The Orioles didn’t even need to hit a home run to do it.
The Orioles won on Sunday and nobody got hurt. It really can happen. They closed out the weekend’s series against the Rays with a 5-1 victory that saw Dean Kremer drop seven shutout innings. The O’s offense scored its five runs with eight of the nine starting batters collecting hits, and without any of them hitting a home run. Watching a win like that, one could be tempted, if they haven’t hurt you enough already, to thinking this team isn’t as bad as it looked through about mid-May.
Kremer hanging nothing but zeroes on the Rays in this afternoon’s contest was not a given. The very first Rays batter, Josh Lowe, kept fouling off two-strike pitches and eventually won the battle with a single. Tampa ended up with two men on base with one out. They could have put Kremer on the ropes if they had gotten one more hit that inning. They didn’t, and Kremer survived.
As it turned out, that was the best chance that the Rays were going to get all day. Once the Rays got two men on with one out against Kremer in the first inning, he turned things around and retired 19 of the next 21 Rays batters. They had nothing on him. The coin landed on Good Dean Kremer today.
There was only one inning from the second inning on in which Kremer faced more than the minimum three batters. That was the fourth inning, when recent Orioles pest Jake Mangum picked up an infield single and stole second after two men were already out. A sixth inning walk was erased by a double play. All in all, Kremer allowed just four baserunners over seven innings. He struck out six guys. This fantastic outing lowered his season ERA to 4.27. He’s shaved nearly three-quarters of a run off the ERA over his last three starts.

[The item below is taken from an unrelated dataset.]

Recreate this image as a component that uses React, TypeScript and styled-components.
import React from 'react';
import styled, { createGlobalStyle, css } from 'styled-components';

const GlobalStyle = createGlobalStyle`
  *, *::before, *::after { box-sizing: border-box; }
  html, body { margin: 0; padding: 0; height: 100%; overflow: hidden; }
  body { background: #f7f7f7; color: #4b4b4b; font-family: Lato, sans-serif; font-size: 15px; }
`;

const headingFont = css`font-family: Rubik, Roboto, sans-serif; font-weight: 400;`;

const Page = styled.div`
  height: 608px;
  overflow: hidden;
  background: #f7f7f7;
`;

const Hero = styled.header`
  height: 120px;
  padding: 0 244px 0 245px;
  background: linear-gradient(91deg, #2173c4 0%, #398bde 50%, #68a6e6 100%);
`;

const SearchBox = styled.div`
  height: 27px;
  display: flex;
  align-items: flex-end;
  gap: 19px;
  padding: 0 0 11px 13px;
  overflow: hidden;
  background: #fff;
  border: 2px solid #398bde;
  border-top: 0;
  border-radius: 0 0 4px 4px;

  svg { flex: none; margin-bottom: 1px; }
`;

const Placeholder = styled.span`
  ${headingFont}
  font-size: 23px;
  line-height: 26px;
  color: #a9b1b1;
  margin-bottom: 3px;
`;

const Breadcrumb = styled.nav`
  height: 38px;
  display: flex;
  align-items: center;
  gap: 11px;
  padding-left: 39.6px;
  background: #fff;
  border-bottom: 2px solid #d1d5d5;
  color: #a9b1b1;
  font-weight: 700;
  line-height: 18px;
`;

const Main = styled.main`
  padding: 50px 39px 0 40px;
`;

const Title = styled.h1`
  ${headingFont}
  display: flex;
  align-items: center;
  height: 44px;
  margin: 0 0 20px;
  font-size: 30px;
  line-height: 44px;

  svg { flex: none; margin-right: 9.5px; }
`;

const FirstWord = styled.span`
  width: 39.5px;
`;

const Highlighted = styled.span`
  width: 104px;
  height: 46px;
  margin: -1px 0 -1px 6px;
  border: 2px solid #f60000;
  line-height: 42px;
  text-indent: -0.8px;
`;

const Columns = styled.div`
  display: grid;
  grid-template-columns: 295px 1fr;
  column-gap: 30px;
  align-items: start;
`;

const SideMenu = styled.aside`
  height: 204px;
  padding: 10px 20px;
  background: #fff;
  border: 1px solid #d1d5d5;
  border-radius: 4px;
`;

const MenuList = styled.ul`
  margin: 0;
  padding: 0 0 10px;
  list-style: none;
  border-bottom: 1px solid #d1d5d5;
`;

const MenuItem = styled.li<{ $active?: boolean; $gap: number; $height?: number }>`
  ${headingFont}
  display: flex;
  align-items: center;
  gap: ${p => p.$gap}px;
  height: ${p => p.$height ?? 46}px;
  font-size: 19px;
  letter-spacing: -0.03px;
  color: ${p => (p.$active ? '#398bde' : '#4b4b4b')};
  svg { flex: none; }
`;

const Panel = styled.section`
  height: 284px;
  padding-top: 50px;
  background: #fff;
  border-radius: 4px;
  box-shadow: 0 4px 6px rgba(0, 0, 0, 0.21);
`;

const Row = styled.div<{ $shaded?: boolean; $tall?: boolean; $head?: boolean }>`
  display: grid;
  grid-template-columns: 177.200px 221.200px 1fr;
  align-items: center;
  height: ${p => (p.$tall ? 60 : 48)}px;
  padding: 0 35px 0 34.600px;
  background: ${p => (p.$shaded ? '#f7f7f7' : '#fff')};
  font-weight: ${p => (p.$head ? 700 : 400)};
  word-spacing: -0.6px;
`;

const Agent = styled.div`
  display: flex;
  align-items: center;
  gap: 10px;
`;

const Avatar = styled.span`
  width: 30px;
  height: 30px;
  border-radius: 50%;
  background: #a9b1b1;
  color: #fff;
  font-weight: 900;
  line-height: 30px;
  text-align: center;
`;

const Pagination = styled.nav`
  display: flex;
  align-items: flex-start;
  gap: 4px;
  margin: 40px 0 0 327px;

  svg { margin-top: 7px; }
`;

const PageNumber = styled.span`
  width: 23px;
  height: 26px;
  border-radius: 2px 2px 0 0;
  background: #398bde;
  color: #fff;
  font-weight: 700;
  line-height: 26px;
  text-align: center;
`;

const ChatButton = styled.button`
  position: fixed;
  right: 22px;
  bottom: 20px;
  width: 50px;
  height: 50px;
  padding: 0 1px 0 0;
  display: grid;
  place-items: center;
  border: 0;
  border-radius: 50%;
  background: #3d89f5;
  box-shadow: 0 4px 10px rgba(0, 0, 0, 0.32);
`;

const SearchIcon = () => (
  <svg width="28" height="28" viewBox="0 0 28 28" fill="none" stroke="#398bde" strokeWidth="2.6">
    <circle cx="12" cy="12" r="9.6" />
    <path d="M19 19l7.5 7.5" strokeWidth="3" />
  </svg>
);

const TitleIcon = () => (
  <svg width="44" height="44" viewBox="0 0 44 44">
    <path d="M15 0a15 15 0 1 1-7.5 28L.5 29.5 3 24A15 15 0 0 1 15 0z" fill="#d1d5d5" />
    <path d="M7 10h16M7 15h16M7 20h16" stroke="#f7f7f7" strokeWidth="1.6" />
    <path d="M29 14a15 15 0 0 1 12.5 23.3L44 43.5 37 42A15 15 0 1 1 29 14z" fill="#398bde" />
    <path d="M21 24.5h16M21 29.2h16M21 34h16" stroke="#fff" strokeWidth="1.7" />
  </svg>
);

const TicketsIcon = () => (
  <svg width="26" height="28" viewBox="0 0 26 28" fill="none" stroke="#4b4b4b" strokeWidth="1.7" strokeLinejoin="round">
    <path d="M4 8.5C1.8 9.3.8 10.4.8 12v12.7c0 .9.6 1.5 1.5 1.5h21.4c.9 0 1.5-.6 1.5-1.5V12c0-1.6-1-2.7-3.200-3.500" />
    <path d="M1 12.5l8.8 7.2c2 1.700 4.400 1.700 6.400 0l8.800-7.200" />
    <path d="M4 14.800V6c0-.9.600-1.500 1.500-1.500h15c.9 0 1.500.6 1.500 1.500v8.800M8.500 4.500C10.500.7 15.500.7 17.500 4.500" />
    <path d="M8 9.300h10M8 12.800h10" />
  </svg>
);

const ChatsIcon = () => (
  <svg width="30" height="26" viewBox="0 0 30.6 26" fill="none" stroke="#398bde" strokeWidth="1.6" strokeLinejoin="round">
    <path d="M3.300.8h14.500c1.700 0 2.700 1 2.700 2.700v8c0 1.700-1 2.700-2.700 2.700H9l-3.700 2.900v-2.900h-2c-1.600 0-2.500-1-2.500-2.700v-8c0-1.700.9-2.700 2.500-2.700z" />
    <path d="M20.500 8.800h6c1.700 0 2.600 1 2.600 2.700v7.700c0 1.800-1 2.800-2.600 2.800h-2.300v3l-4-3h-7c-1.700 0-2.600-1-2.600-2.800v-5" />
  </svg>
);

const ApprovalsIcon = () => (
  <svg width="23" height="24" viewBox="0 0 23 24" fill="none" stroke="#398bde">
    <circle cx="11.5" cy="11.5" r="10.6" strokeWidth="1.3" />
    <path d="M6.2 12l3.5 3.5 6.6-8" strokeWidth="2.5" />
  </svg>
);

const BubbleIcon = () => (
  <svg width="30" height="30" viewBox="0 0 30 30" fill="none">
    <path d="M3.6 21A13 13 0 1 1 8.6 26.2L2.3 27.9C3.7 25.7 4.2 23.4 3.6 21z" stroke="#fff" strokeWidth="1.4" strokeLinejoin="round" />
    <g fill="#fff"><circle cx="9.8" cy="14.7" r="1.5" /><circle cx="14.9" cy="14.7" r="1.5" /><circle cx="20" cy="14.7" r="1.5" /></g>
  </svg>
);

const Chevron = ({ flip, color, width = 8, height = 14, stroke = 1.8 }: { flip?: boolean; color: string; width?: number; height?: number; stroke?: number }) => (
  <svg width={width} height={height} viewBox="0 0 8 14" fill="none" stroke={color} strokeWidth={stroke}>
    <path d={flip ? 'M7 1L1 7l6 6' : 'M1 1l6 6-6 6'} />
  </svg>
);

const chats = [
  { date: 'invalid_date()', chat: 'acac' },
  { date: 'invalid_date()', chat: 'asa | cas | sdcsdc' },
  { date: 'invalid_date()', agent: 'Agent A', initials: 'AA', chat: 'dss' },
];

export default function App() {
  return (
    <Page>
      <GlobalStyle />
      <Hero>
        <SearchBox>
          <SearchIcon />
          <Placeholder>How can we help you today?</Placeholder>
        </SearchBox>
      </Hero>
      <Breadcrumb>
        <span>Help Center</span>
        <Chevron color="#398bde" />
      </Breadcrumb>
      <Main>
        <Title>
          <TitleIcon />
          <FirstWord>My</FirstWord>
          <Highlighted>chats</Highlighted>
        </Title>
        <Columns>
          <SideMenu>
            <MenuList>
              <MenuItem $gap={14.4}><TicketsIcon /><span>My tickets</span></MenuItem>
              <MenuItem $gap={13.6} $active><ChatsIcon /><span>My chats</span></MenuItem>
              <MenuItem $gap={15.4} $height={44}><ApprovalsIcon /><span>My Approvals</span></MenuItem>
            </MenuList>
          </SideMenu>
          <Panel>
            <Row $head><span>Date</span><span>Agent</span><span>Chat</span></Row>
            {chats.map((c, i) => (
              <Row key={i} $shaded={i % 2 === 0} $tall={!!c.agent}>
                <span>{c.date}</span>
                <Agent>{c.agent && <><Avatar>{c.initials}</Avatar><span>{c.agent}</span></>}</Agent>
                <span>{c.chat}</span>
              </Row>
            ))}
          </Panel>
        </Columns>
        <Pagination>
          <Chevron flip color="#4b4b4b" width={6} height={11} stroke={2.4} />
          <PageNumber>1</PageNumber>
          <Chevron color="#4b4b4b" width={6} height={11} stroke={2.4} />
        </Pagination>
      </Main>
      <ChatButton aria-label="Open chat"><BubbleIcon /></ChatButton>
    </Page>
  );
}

While Kremer was putting up zeroes on the Rays, Orioles hitters were working on their clutch hitting. The five runs were driven in by five different batters. Two of the five runs, they didn’t even need to get a hit to score them, with the O’s picking up sacrifice flies to cash in runs in consecutive innings. More than one of these runs was aided by third base coach Buck Britton picking the right times for an aggressive send.
Many games that the Orioles have played this year have made it easy to be down on them. Yet they’re still capable of coming out and firing off a good, whole team kind of victory like this. Ramón Laureano led the way with two hits and two runs scored. Gary Sánchez had a multi-hit game as well, bumping his season OPS up to .760.

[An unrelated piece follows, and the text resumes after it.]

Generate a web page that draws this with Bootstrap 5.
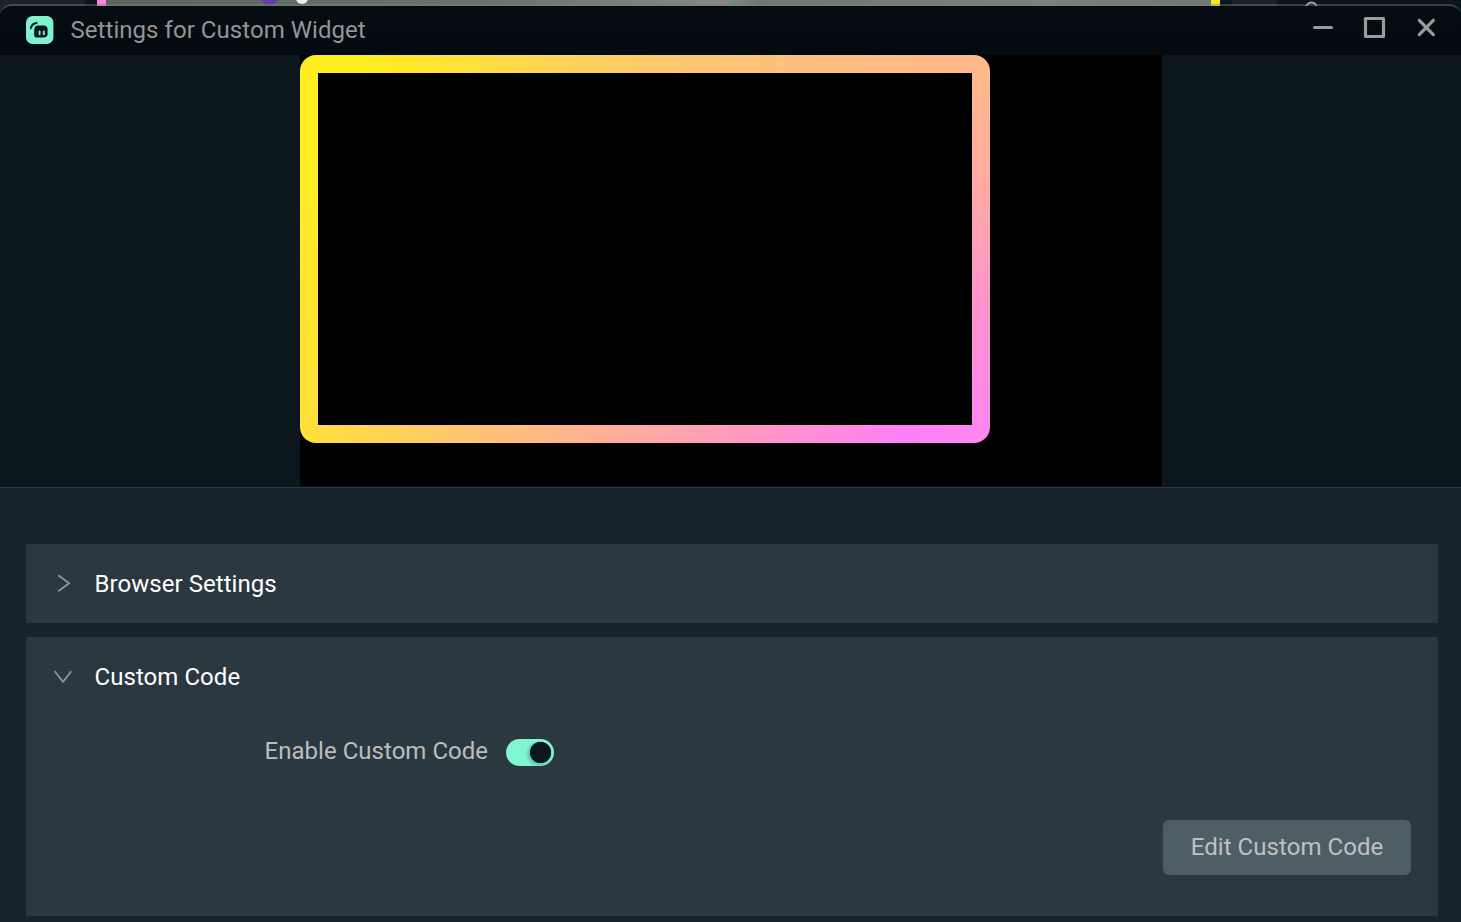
<!DOCTYPE html>
<html lang="en">
<head>
<meta charset="utf-8">
<meta name="viewport" content="width=device-width, initial-scale=1">
<title>Settings for Custom Widget</title>
<link href="https://cdn.jsdelivr.net/npm/bootstrap@5.3.0/dist/css/bootstrap.min.css" rel="stylesheet">
<style>
  body { height: 922px; background: #17242d; font-family: Roboto, "Liberation Sans", sans-serif; font-size: 24px; line-height: 32px; color: #bdbdbd; }
  .backdrop { height: 18px; margin-bottom: -14px; background: #0a161d; }
  .bd-panel { width: 85px; background: #17242d; }
  .bd-gap { width: 12px; }
  .bd-pink { width: 9px; background: #f986dd; }
  .bd-scene { width: 1105px; background: linear-gradient(90deg, #56675a, #6a746b 35%, #858a86 56%, #6b7976 59%, #76837f 85%, #6f7775); }
  .bd-yellow { width: 9px; background: #f6e626; }
  .bd-tab { width: 45px; margin-left: 12px; background: #17242d; }
  .app-window { height: 918px; border-top: 2px solid rgba(125,125,125,.42); border-radius: 12px 12px 0 0; background: #17242d; background-clip: padding-box; }
  .titlebar { height: 49px; padding: 0 24px 2px 26px; background: linear-gradient(#060d12, #040b10); color: #939596; }
  .window-title { margin-left: 16.5px; letter-spacing: .05px; }
  .preview { height: 433px; background: #0c171d; border-bottom: 1px solid #2b383f; }
  .stage { width: 862px; height: 431px; margin-left: 300px; background: #000; }
  .frame {
    width: 690px; height: 388px; padding: 18px; border-radius: 16px;
    background:
      linear-gradient(100deg, #ffee20 10%, #ffd358 38%, #ffc474 58%, #ffb98a 96%) top / 100% 18px no-repeat,
      linear-gradient(100deg, #ffdf3c 2%, #ffc76c 22%, #ffb095 43%, #ff99c0 64%, #ff80f8 88%, #ff88f0) bottom / 100% 18px no-repeat,
      linear-gradient(175deg, #ffee20 20%, #ffdf3c 100%) left / 18px 100% no-repeat,
      linear-gradient(175deg, #ffb98a 5%, #ffa8a8 37%, #ff94cc 63%, #ff86ee 95%) right / 18px 100% no-repeat;
  }
  .screen { background: #000; }
  .content { padding: 56px 23px 0 26px; }
  .section { background: #2c3840; }
  .section + .section { margin-top: 14px; height: 279px; }
  .section-head { height: 79px; padding-left: 26px; color: #fff; letter-spacing: .05px; }
  .section-head svg { margin-right: 20.5px; }
  .setting { margin: 19px 0 0 238.5px; letter-spacing: .03px; }
  .setting .form-check-input { width: 48px; height: 27px; margin: 3px 0 0 18px; border: 0; background: radial-gradient(circle at 34.5px 13.5px, #09161d 10.3px, transparent 11px), radial-gradient(circle at 33px 15px, rgba(50,135,120,.35) 10px, transparent 14px), #80f5d2; box-shadow: none; }
  .btn-edit { width: 248px; height: 55px; margin: 53px 27px 0 0; padding: 0 0 2px; border: 0; border-radius: 6px; background: #4f5e65 !important; color: #bdc1c3 !important; font-size: 24px; letter-spacing: .06px; }
</style>
</head>
<body class="overflow-hidden">
  <div class="backdrop d-flex position-relative overflow-hidden">
    <div class="bd-panel"></div><div class="bd-gap"></div><div class="bd-pink"></div><div class="bd-scene"></div><div class="bd-yellow"></div><div class="bd-tab"></div>
    <svg class="position-absolute top-0 start-0" width="1461" height="18"><path d="M261 0h18l-4 3-6 2-6-2z" fill="#633fa6"/><circle cx="302" cy="-2" r="6" fill="#eee"/><path d="M731.5 0v6" stroke="#28b893"/><circle cx="1311.5" cy="8" r="5.5" fill="none" stroke="#a4a9aa" stroke-width="2"/></svg>
  </div>
  <main class="app-window position-relative overflow-hidden">
    <header class="titlebar d-flex align-items-center">
      <svg width="28" height="28" viewBox="0 0 28 28">
        <rect width="27.4" height="28" rx="6.5" fill="#7ff3d0"/>
        <path d="M4.9 12.2C5.4 9.4 7.5 7.4 10.5 7" fill="none" stroke="#09161d" stroke-width="1.9" stroke-linecap="round"/>
        <path d="M8.2 14q0-4.4 4.4-4.4h5q4 0 4 4v4.1q0 3.800-4 3.800h-7.400q-2 0-2-2z" fill="#09161d"/>
        <path d="M13.6 15.4v2.8M17.8 15.4v2.8" stroke="#7ff3d0" stroke-width="1.9" stroke-linecap="round"/>
      </svg>
      <span class="window-title">Settings for Custom Widget</span>
      <svg class="ms-auto" width="126" height="30" fill="none" stroke="#999c9d" style="margin-top:-5px">
        <path d="M3.5 15.5h17" stroke-width="3" stroke-linecap="round"/>
        <rect x="54.5" y="6.5" width="18" height="18" stroke-width="3.2" stroke-linejoin="round"/>
        <path d="M108.3 8.300l14 14.300M122.300 8.300l-14 14.300" stroke-width="3.200" stroke-linecap="round"/>
      </svg>
    </header>
    <section class="preview">
      <div class="stage"><div class="frame"><div class="screen w-100 h-100"></div></div></div>
    </section>
    <div class="content">
      <section class="section">
        <div class="section-head d-flex align-items-center">
          <svg width="22" height="22" fill="none" stroke="#92999c" stroke-width="1.7"><path d="M6.3 2.3L17.2 10.3 6.3 18.3"/></svg>Browser Settings
        </div>
      </section>
      <section class="section">
        <div class="section-head d-flex align-items-center">
          <svg width="22" height="22" fill="none" stroke="#92999c" stroke-width="1.7"><path d="M2.7 5.2L11 15.8 19.3 5.2"/></svg>Custom Code
        </div>
        <div class="setting form-switch d-flex align-items-center p-0">
          <label for="enable">Enable Custom Code</label>
          <input id="enable" class="form-check-input" type="checkbox" role="switch" checked>
        </div>
        <div class="d-flex justify-content-end"><button class="btn btn-edit" type="button">Edit Custom Code</button></div>
      </section>
    </div>
  </main>
<script src="https://cdn.jsdelivr.net/npm/bootstrap@5.3.0/dist/js/bootstrap.bundle.min.js"></script>
</body>
</html>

The Orioles offense seems to have something figured out with Rays starting pitcher Taj Bradley. That’s who was on the mound for them today. Last we saw Bradley, he gave up seven runs (six earned) as the Orioles staked an 8-0 lead in Tampa 11 days ago. Let’s not dwell on what happened after that point in that game.
Bradley was socked around again on Sunday afternoon, allowing all five of the runs across a 5.1 inning start. Orioles batters had eight hits and drew one walk against Bradley. His outing would have looked a little better if reliever Kevin Kelly hadn’t let the two inherited runners score.
This time, nothing horrible happened after the Orioles took a sizable lead. Kremer pitched deep into the game. Keegan Akin tossed a scoreless eighth, though it must be noted that he was helped in a big way with Colton Cowser robbing what would have been a two-run home run with a well-timed, high leap at the left field fence. Had the Rays cut the lead to three in the eighth with only one out, things might have gotten more tense than they did. The Milkman delivered. On MASN, Ben McDonald riffed on a famous line in Baltimore broadcasting by exclaiming, “Ain’t the milk cold?” Indeed, it was.
With Félix Bautista not having pitched since five days ago, the Orioles opted to bring him out for the ninth inning even though it wasn’t a save situation. Bautista’s first batter, Brandon Lowe, hit a home run. The second, Yandy Díaz, drew a walk. This was just enough where you absolutely had to wonder, oh no, is something tragic about to happen where it all falls apart? Bautista recovered, striking out the next three batters in order. The tying run got no closer than in the hole.
All in all, there were two good wins in this series. Friday night’s eventual blowout saw the Orioles fall in a 6-0 deficit early on. They bounced back from getting blown out themselves on Saturday with a fine effort today. The only problem now is winning two of three isn’t enough to get them anywhere good by the trade deadline. They’re 36-47 after taking this series from the Rays, 6-7 games back of a wild card spot with seven teams to pass.
Doing this thing is going to require a big winning streak starting right about now. The next team standing in their way of pulling that off is the Texas Rangers, who the Orioles will be traveling to face for the next three nights. If they pitch and hit and field as well as they did here on Sunday afternoon, I like their chances to keep things fun for a little while longer. Trevor Rogers and Patrick Corbin are set as the starting pitchers for Monday’s 8:05 series opener.